Operator: Good day, and welcome to the Daqo New Energy Corp. First Quarter 2025 Results Conference Call. All participants will be in a listen-only mode. Please note this event is being recorded. I would now like to turn the conference over to Jessie Zhao, Investor Relations Director. Please go ahead.

Jessie Zhao: Hello, everyone. I am Jessie Zhao, the Investor Relations Director of Daqo New Energy Corp. Thank you for joining our conference call today. Daqo New Energy Corp. just issued its financial results for the first quarter of 2025, which can be found on our website at www.dqsolar.com. Today, attending the conference call, we have our Chairman and CEO, Mr. Xiang Xu, our CFO, Ming Yang, and myself. Today’s call will begin with an update from Mr. Xu on our market conditions and company operations, followed by a translation for Mr. Xu, and then Mr. Yang will discuss the company’s financial performance for the quarter. After that, we will open the floor to Q&A from the audience. Before we begin the formal remarks, I would like to remind you that certain statements on this call, including expected future operational and financial performance and industry growth, are forward-looking statements that are made under the safe harbor provisions of the U.S. Private Securities Litigation Reform Act of 1995.

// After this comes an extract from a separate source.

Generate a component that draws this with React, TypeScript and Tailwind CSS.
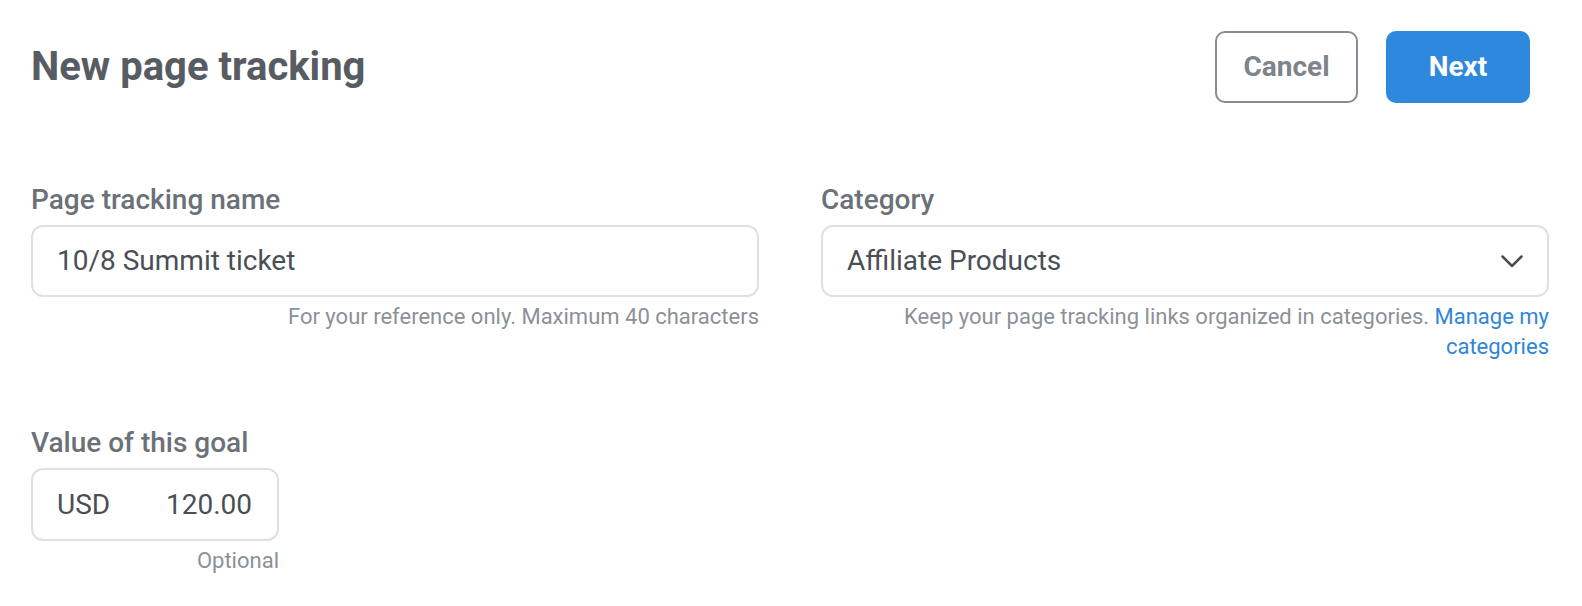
import React from 'react'

const font = { fontFamily: 'Roboto, "Noto Sans", sans-serif' }

function Label({ children }: { children: React.ReactNode }) {
  return (
    <div className="text-[28px] leading-[32px] font-medium text-[#6b7178] mb-[9px]">
      {children}
    </div>
  )
}

function Helper({ children }: { children: React.ReactNode }) {
  return (
    <div className="mt-[5px] text-right text-[22px] leading-[30px] text-[#8b9198]">
      {children}
    </div>
  )
}

export default function App() {
  return (
    <div className="min-h-screen bg-white" style={font}>
      {/* Header */}
      <div className="flex items-center justify-between pl-[31px] pr-[52px] pt-[31px]">
        <h1 className="text-[40px] leading-[44px] font-bold text-[#575c63]">New page tracking</h1>
        <div className="flex items-center gap-[28px]">
          <button className="w-[143px] h-[72px] rounded-[10px] border-2 border-[#878d94] bg-white text-[28px] font-bold text-[#7d848b]">
            Cancel
          </button>
          <button className="w-[144px] h-[72px] rounded-[10px] bg-[#2e88dc] text-[28px] font-bold text-white">
            Next
          </button>
        </div>
      </div>

      <div className="pl-[31px] pr-[33px] pt-[81px]">
        <div className="grid grid-cols-2 gap-x-[62px]">
          <div>
            <Label>Page tracking name</Label>
            <div className="h-[72px] rounded-[12px] border-2 border-[#e0e0e0] flex items-center px-[24px] text-[28px] text-[#4a4f56]">
              10/8 Summit ticket
            </div>
            <Helper>For your reference only. Maximum 40 characters</Helper>
          </div>
          <div>
            <Label>Category</Label>
            <div className="h-[72px] rounded-[12px] border-2 border-[#e0e0e0] flex items-center justify-between pl-[24px] pr-[24px] text-[28px] text-[#4a4f56]">
              <span>Affiliate Products</span>
              <svg width="22" height="13" viewBox="0 0 22 13" fill="none">
                <path d="M1.5 1.5 L11 11 L20.5 1.5" stroke="#4a4f56" strokeWidth="2.5" strokeLinecap="round" strokeLinejoin="round" />
              </svg>
            </div>
            <Helper>
              Keep your page tracking links organized in categories.{' '}
              <a className="text-[#2f86d9]">Manage my categories</a>
            </Helper>
          </div>
        </div>

        <div className="mt-[65px] w-[248px]">
          <Label>Value of this goal</Label>
          <div className="h-[73px] rounded-[12px] border-2 border-[#e0e0e0] flex items-center justify-between pl-[24px] pr-[25px] text-[28px] text-[#4a4f56]">
            <span>USD</span>
            <span>120.00</span>
          </div>
          <Helper>Optional</Helper>
        </div>
      </div>
    </div>
  )
}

These statements involve inherent risks and uncertainties. A number of factors could cause actual results to differ materially from those contained in any forward-looking statements. Further information regarding these and other risks is included in the reports or documents we have filed with or furnished to the Securities and Exchange Commission. These statements only reflect our current and preliminary view as of today and may be subject to change. Our ability to achieve these projections is subject to risks and uncertainties. All information provided in today’s call is as of today, and we undertake no duty to update such information except as required under applicable law. Also, during the call, we will occasionally reference monetary amounts in U.S. dollar terms.

Please keep in mind that our functional currency is the Chinese RMB. We offer these translations into U.S. dollars solely for the convenience of the audience. Now I will turn the call to our Chairman and CEO, Mr. Xiang Xu. Mr. Xu, please go ahead.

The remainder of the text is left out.